Ce que nous faisons donc, c’est de dégager des excédents sur certains spectacles pour essayer d’amplifier l’effet de la subvention et ensuite, mettre en place des spectacles que le marché ne peut pas inventer.
Aujourd’hui, avec 3,5 millions de subvention, j’arrive à faire naître presque 2 millions de mécénat et 5 millions de billetterie, ce qui fait environ 10,5 millions. Quand je suis arrivé en 2003, la subvention représentait 3,5 millions et les recettes propres 1,5 million.
Aujourd’hui, la subvention est toujours de 3,5 millions et les recettes propres sont passées à 7 millions. Voilà. Le public était composé de 65 000 spectateurs ; l’année dernière, de 157 000.
Les Nuits de Fourvière pourraient-elles monter des spectacles en cours d’année, comme a tendance à le faire de plus en plus Jazz à Vienne, par exemple ?
Non. Ce serait une fiction. L’argent public n’a pas les moyens de le développer et puis je ne vois pas pourquoi j’irais organiser des concerts au Transbordeur, des spectacles à la Maison de la Danse ou à l’Auditorium puisqu’ils le font déjà et très bien.
Je n’ai pas envie d’user nos moyens. Il y a aussi autre chose ; il suffit de prendre l’enchaînement des évènements culturels entre avril et décembre : Quais du Polar, les Assises internationales du roman, les Nuits Sonores, les Nuits de Fourvière, la Biennale de la Danse, le festival Lumière, Tout le monde dehors, le 8 décembre. Il faut y ajouter, tout au long de l’année, l’Opéra, la Maison de la Danse, le Théâtre des Célestins, le Théâtre de la Croix-Rousse, le TNP, l’Auditorium qui ont leur identité et qui font des spectacles…

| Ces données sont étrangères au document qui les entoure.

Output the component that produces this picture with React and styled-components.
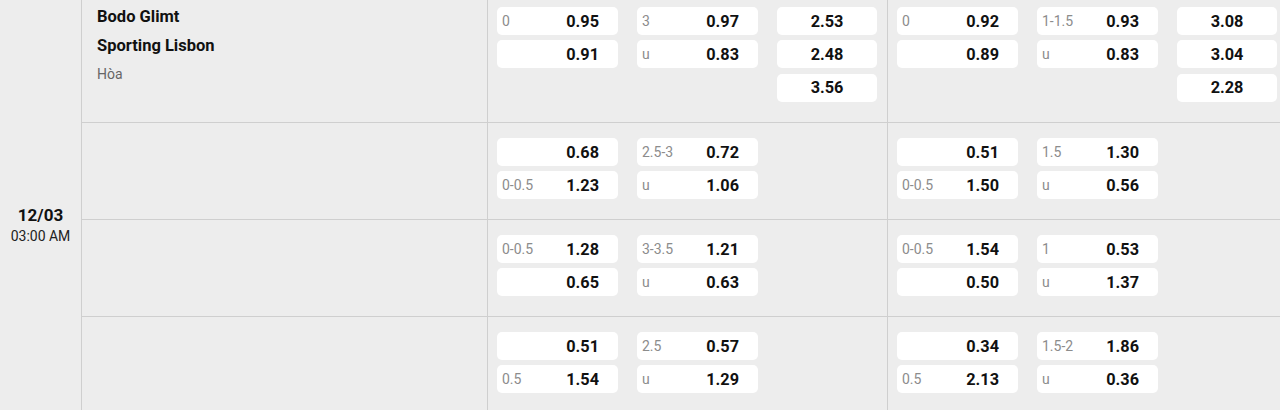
import React from "react";
import styled, { createGlobalStyle } from "styled-components";

const Global = createGlobalStyle`
  html, body { margin: 0; padding: 0; background: #ededed; }
  body { font-family: Roboto, "Liberation Sans", Arial, sans-serif; color: #111; }
  * { box-sizing: border-box; }
`;

const Page = styled.div`
  display: flex;
  width: 1280px;
  height: 410px;
  overflow: hidden;
  background: #ededed;
`;

const DateCol = styled.div`
  flex: 0 0 81px;
  display: flex;
  flex-direction: column;
  align-items: center;
  padding-top: 204px;
`;

const DateDay = styled.div`
  font-size: 17px;
  font-weight: 700;
  line-height: 23px;
  color: #111;
`;

const DateTime = styled.div`
  font-size: 14px;
  line-height: 18px;
  color: #222;
`;

const Rows = styled.div`
  flex: 1;
  display: flex;
  flex-direction: column;
  min-width: 0;
`;

const Row = styled.div`
  display: grid;
  grid-template-columns: 406px 400px 400px;
  height: ${(p) => p.$h}px;
  flex: 0 0 auto;
  border-bottom: 1px solid #cfcfcf;
`;

const TeamCell = styled.div`
  border-left: 1px solid #cfcfcf;
  padding: 2px 0 0 15px;
`;

const TeamName = styled.div`
  font-size: 16.5px;
  font-weight: 700;
  line-height: 29px;
  color: #111;
`;

const DrawLabel = styled.div`
  font-size: 14px;
  line-height: 29px;
  color: #666;
`;

const MarketCell = styled.div`
  border-left: 1px solid #cfcfcf;
  display: grid;
  grid-template-columns: 121px 121px 100px;
  column-gap: 19px;
  align-items: start;
  padding: ${(p) => p.$top}px 0 0 9px;
`;

const OddsCol = styled.div`
  display: flex;
  flex-direction: column;
  gap: 5.4px;
`;

const OddBox = styled.div`
  height: 28px;
  background: #fff;
  border-radius: 5px;
  display: flex;
  align-items: center;
  justify-content: ${(p) => (p.$center ? "center" : "space-between")};
  padding: ${(p) => (p.$center ? "0" : "0 19px 0 5px")};
`;

const OddLabel = styled.span`
  font-size: 14px;
  color: #8c8c8c;
`;

const OddValue = styled.span`
  font-size: 16.3px;
  font-weight: 700;
  color: #111;
`;

const rows = [
  {
    h: 123,
    top: 7,
    teams: true,
    markets: [
      {
        a: [["0", "0.95"], ["", "0.91"]],
        b: [["3", "0.97"], ["u", "0.83"]],
        c: ["2.53", "2.48", "3.56"],
      },
      {
        a: [["0", "0.92"], ["", "0.89"]],
        b: [["1-1.5", "0.93"], ["u", "0.83"]],
        c: ["3.08", "3.04", "2.28"],
      },
    ],
  },
  {
    h: 97,
    top: 15,
    markets: [
      { a: [["", "0.68"], ["0-0.5", "1.23"]], b: [["2.5-3", "0.72"], ["u", "1.06"]] },
      { a: [["", "0.51"], ["0-0.5", "1.50"]], b: [["1.5", "1.30"], ["u", "0.56"]] },
    ],
  },
  {
    h: 97,
    top: 15,
    markets: [
      { a: [["0-0.5", "1.28"], ["", "0.65"]], b: [["3-3.5", "1.21"], ["u", "0.63"]] },
      { a: [["0-0.5", "1.54"], ["", "0.50"]], b: [["1", "0.53"], ["u", "1.37"]] },
    ],
  },
  {
    h: 97,
    top: 15,
    markets: [
      { a: [["", "0.51"], ["0.5", "1.54"]], b: [["2.5", "0.57"], ["u", "1.29"]] },
      { a: [["", "0.34"], ["0.5", "2.13"]], b: [["1.5-2", "1.86"], ["u", "0.36"]] },
    ],
  },
];

function Pair({ items }) {
  return (
    <OddsCol>
      {items.map(([l, v], i) => (
        <OddBox key={i}>
          <OddLabel>{l}</OddLabel>
          <OddValue>{v}</OddValue>
        </OddBox>
      ))}
    </OddsCol>
  );
}

function Market({ m, top }) {
  return (
    <MarketCell $top={top}>
      <Pair items={m.a} />
      <Pair items={m.b} />
      {m.c ? (
        <OddsCol>
          {m.c.map((v, i) => (
            <OddBox key={i} $center>
              <OddValue>{v}</OddValue>
            </OddBox>
          ))}
        </OddsCol>
      ) : (
        <div />
      )}
    </MarketCell>
  );
}

export default function App() {
  return (
    <>
      <Global />
      <Page>
        <DateCol>
          <DateDay>12/03</DateDay>
          <DateTime>03:00 AM</DateTime>
        </DateCol>
        <Rows>
          {rows.map((r, i) => (
            <Row key={i} $h={r.h}>
              <TeamCell>
                {r.teams && (
                  <>
                    <TeamName>Bodo Glimt</TeamName>
                    <TeamName>Sporting Lisbon</TeamName>
                    <DrawLabel>Hòa</DrawLabel>
                  </>
                )}
              </TeamCell>
              {r.markets.map((m, j) => (
                <Market key={j} m={m} top={r.top} />
              ))}
            </Row>
          ))}
        </Rows>
      </Page>
    </>
  );
}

Nous avons une temporalité qui est juin-juillet, nous avons un lieu de rattachement. Il n’y aurait pas tellement de sens de faire des Nuits de Fourvière à un moment où les théâtres romains sont fermés.
Après, nous faisons comme Aix avec l’Académie, Ambronay avec l’Académie : les spectacles que nous produisons, nous les faisons tourner : récemment, nous étions à Brisbane en Australie, puis nous serons à Melbourne, à Düsseldorf. Tout au long de l’année nous avons une activité de tournées des spectacles que nous avons montés. Hors de Lyon.